━━ Data section ━━

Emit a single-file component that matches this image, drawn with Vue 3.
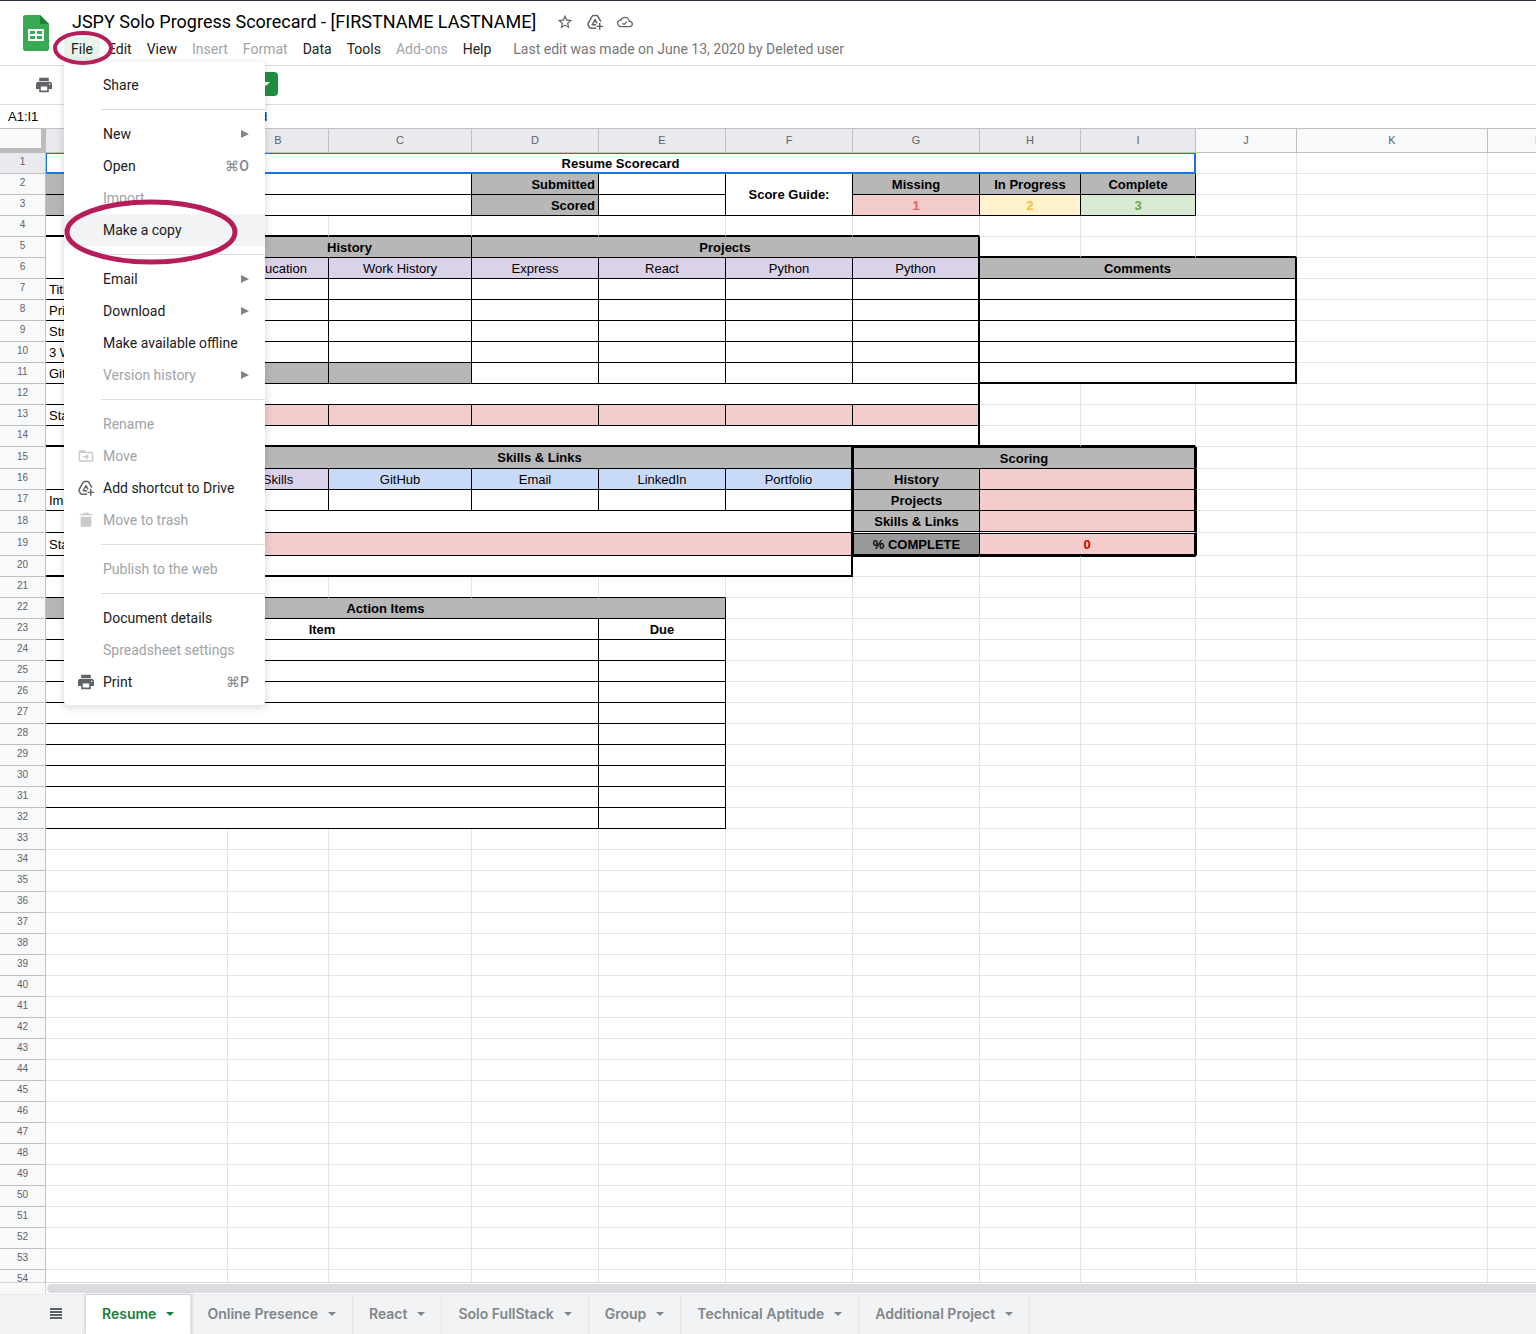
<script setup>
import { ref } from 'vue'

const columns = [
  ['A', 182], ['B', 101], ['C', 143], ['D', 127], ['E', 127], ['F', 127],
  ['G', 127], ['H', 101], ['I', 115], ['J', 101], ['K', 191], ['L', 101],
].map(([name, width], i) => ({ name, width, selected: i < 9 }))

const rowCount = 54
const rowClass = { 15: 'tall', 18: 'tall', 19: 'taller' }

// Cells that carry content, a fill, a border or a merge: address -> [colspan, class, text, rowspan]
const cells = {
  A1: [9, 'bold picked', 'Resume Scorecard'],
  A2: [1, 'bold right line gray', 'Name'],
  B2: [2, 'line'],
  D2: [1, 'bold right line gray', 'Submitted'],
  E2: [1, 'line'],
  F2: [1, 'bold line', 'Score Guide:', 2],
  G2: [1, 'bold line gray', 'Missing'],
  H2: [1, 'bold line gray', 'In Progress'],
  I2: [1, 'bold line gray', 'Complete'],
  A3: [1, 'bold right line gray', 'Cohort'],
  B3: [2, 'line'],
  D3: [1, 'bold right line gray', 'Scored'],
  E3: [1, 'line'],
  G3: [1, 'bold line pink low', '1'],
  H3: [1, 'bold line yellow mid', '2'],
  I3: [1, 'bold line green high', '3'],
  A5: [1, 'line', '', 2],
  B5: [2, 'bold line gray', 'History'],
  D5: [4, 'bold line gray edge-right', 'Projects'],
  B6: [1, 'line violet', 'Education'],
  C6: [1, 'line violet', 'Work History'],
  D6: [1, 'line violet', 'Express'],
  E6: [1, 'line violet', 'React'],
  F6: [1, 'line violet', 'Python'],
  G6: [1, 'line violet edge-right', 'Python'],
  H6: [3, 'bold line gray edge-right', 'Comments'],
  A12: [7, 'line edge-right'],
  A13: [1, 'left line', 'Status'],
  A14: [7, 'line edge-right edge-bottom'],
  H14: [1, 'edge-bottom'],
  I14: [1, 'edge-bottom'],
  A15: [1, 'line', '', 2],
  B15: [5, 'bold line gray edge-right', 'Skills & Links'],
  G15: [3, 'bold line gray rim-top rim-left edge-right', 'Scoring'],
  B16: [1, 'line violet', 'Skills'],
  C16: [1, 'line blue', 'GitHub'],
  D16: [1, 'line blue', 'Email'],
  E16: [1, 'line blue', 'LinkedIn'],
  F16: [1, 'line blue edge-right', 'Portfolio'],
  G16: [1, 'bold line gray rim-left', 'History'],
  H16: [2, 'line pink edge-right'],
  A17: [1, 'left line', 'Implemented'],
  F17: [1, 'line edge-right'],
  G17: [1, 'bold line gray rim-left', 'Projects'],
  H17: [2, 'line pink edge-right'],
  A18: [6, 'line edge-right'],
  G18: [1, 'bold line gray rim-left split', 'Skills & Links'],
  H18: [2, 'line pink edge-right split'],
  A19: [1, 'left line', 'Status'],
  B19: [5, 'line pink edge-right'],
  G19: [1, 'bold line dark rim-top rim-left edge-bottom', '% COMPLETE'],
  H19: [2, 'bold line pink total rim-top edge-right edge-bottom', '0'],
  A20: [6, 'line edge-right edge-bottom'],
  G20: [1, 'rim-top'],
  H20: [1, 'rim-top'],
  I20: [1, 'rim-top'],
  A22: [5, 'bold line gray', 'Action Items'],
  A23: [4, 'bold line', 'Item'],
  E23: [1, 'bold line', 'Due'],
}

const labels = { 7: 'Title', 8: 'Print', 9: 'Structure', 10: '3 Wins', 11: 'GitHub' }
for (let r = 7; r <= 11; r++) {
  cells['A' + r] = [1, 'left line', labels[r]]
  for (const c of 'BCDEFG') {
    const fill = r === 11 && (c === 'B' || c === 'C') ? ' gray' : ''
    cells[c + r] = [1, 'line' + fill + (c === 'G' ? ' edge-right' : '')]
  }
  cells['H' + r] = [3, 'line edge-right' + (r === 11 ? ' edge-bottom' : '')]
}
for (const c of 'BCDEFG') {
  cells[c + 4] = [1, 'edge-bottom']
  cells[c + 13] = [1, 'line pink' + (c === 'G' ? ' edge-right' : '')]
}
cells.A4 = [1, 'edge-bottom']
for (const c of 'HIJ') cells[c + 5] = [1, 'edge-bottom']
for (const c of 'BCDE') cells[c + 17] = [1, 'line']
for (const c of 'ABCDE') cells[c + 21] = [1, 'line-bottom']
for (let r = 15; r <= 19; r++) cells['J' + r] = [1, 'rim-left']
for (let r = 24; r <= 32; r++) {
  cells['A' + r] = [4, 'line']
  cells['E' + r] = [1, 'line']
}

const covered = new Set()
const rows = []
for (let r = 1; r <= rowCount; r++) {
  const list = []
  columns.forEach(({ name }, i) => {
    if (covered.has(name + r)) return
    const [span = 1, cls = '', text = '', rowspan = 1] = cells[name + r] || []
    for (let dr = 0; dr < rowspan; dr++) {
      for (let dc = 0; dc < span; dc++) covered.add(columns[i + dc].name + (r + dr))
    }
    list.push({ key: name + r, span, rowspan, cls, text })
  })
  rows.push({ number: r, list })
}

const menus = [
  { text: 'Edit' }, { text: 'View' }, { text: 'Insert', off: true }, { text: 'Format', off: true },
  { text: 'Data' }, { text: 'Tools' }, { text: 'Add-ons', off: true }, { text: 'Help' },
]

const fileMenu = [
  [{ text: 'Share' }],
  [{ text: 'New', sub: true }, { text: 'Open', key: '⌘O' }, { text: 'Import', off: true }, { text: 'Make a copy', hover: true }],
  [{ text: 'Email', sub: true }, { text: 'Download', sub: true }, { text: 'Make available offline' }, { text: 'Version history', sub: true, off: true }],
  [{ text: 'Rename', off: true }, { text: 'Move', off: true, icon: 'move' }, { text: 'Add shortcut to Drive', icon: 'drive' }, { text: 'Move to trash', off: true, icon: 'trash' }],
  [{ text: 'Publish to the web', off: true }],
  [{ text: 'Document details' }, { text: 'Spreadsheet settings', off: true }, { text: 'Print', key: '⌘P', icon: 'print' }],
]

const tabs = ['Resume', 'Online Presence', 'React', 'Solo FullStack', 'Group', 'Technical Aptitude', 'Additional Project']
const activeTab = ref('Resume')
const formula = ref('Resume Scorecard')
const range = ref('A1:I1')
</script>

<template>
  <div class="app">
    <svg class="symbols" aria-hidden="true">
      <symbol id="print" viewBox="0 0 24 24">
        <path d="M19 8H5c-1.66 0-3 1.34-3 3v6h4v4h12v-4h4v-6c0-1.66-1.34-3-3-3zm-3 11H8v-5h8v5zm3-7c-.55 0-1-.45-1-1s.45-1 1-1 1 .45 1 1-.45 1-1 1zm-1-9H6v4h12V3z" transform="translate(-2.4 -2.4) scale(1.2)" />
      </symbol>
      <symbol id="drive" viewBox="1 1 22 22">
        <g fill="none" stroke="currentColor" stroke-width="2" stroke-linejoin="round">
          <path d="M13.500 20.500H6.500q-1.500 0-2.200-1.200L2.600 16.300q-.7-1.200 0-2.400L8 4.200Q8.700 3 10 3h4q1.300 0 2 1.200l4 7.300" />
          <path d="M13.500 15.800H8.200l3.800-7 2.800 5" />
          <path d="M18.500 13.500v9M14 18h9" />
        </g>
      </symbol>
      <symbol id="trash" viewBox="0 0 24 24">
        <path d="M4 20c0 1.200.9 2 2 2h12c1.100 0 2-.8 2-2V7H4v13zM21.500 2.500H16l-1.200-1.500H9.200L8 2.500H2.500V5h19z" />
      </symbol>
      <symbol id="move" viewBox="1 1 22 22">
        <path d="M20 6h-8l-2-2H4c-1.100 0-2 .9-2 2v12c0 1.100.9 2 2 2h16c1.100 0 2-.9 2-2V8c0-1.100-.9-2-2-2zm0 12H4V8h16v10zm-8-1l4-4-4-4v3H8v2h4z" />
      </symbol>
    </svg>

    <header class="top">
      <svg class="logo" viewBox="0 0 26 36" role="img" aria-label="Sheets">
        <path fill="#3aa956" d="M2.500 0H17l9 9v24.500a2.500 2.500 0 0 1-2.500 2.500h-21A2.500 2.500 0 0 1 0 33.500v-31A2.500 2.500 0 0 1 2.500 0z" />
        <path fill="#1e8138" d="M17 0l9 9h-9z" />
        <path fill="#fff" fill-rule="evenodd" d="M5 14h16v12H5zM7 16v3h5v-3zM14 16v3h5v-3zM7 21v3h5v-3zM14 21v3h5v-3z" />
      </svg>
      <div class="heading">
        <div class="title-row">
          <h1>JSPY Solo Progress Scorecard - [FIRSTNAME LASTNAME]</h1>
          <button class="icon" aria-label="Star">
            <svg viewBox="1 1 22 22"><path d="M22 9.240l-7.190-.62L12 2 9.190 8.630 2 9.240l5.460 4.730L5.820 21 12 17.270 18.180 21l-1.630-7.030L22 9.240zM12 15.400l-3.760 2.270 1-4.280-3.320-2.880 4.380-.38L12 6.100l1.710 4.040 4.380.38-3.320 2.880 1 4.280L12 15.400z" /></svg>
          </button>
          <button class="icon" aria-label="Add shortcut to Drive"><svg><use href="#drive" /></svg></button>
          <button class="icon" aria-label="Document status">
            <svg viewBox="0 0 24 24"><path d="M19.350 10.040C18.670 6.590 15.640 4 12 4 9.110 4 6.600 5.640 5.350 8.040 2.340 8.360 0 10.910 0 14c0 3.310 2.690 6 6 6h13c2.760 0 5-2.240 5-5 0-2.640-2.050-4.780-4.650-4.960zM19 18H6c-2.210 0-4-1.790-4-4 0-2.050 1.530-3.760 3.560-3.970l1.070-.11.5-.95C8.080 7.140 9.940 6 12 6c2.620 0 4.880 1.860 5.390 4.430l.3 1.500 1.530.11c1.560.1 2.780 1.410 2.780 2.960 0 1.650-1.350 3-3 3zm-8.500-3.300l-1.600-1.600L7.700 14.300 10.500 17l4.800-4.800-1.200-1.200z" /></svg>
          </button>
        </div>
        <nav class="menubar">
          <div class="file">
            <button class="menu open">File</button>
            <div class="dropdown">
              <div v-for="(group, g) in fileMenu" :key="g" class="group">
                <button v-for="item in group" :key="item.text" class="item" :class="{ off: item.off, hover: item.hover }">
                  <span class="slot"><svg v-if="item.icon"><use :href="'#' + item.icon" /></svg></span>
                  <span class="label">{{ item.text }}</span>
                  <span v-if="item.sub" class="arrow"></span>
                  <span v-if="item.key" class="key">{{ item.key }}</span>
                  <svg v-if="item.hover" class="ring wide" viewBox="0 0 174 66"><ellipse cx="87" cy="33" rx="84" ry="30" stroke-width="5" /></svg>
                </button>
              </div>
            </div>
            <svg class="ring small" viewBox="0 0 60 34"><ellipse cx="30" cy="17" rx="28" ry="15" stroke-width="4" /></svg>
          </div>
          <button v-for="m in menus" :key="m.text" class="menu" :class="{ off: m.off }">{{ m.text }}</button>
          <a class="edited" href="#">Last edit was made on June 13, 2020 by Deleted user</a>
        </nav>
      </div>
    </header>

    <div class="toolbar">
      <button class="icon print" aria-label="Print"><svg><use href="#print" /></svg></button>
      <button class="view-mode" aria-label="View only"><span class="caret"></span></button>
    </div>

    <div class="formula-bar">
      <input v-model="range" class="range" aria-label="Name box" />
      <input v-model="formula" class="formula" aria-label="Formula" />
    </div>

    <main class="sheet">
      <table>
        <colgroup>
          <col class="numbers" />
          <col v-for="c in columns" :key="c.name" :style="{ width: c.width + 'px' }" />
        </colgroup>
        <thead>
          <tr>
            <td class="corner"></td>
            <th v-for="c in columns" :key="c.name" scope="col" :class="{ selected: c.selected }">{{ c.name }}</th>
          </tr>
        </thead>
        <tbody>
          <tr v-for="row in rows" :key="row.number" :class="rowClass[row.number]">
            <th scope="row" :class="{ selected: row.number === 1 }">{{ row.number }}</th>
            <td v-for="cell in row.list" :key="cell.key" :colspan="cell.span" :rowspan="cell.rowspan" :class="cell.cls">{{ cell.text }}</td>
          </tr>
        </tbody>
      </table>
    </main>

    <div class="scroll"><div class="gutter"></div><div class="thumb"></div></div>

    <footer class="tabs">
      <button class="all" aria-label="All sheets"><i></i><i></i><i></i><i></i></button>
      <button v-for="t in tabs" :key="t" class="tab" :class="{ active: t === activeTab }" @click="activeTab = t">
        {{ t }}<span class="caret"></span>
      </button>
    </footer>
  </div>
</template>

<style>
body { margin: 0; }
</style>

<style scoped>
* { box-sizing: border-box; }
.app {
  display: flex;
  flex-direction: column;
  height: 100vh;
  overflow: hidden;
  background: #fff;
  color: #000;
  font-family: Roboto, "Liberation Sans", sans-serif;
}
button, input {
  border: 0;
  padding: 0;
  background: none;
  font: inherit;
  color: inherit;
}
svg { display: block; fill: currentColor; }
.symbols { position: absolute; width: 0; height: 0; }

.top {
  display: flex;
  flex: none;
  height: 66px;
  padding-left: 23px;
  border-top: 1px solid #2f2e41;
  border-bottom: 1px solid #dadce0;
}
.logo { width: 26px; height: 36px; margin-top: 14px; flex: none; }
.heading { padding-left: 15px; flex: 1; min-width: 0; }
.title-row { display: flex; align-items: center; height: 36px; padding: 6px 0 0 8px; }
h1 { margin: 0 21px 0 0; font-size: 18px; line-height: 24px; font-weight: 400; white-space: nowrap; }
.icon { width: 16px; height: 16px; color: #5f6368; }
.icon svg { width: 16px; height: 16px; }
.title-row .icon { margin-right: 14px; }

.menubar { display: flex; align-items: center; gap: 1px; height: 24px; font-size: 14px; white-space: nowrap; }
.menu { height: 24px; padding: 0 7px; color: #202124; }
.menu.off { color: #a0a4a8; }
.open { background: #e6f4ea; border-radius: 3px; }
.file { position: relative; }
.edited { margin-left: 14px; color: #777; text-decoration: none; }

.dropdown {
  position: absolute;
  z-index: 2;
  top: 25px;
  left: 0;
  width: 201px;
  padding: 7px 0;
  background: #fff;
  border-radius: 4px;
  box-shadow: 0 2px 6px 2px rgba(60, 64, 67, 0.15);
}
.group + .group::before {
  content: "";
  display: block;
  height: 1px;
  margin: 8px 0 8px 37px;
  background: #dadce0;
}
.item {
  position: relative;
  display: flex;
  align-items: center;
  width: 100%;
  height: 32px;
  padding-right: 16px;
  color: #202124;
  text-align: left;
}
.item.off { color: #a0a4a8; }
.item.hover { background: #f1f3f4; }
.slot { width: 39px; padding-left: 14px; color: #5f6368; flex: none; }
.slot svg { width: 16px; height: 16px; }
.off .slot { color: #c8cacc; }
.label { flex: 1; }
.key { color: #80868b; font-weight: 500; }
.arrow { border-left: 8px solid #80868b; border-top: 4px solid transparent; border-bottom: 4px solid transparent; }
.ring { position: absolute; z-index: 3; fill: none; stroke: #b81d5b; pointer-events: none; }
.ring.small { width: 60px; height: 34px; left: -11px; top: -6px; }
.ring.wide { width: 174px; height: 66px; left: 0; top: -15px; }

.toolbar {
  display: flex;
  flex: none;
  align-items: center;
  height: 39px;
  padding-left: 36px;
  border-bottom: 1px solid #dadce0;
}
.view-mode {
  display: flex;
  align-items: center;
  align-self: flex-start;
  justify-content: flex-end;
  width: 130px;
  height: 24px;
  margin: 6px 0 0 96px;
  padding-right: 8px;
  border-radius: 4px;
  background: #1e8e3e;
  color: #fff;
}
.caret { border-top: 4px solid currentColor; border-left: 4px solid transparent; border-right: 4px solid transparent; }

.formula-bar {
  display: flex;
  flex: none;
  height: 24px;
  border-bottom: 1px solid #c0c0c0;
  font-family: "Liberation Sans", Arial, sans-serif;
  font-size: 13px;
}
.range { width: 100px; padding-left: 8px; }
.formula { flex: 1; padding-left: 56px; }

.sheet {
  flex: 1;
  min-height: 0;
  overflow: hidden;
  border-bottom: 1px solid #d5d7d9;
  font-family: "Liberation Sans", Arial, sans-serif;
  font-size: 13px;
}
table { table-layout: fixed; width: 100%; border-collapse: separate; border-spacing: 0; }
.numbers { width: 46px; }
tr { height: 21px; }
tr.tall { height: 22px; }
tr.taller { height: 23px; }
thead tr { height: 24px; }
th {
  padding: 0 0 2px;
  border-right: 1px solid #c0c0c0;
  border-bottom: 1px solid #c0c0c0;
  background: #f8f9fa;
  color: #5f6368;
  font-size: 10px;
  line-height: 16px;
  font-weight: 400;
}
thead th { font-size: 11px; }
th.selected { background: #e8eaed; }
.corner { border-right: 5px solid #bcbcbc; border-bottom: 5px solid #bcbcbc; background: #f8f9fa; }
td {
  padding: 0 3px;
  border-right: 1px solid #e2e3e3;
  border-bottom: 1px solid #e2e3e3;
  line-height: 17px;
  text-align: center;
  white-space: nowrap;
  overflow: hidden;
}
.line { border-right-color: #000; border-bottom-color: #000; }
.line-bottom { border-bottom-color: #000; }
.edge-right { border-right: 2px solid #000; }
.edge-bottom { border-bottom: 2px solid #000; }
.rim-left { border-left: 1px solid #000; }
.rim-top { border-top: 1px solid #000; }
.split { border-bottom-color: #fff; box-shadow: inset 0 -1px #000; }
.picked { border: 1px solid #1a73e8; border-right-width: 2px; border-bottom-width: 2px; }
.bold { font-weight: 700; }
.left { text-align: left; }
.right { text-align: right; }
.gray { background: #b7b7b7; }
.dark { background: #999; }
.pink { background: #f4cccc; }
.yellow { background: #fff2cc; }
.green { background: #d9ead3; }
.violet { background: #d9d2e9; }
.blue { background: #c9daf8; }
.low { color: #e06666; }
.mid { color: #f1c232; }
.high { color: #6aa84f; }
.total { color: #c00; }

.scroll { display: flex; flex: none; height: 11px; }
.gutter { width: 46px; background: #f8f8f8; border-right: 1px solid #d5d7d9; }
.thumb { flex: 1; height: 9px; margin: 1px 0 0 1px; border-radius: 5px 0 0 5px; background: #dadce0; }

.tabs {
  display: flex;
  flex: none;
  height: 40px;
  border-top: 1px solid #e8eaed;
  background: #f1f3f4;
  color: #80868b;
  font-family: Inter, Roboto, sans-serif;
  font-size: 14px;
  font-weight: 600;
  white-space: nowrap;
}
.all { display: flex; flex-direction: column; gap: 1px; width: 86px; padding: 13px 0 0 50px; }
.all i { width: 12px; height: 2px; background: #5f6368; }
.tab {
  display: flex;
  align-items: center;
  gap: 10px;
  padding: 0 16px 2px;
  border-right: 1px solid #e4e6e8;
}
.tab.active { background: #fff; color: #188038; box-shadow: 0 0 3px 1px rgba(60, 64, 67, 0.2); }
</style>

━━━

Repeat the lines exactly as they stand, from the opening line of the data through the line with "18: 'tall', 19: 'taller'". Pictures stay out of the copy.

Emit a single-file component that matches this image, drawn with Vue 3.
<script setup>
import { ref } from 'vue'

const columns = [
  ['A', 182], ['B', 101], ['C', 143], ['D', 127], ['E', 127], ['F', 127],
  ['G', 127], ['H', 101], ['I', 115], ['J', 101], ['K', 191], ['L', 101],
].map(([name, width], i) => ({ name, width, selected: i < 9 }))

const rowCount = 54
const rowClass = { 15: 'tall', 18: 'tall', 19: 'taller' }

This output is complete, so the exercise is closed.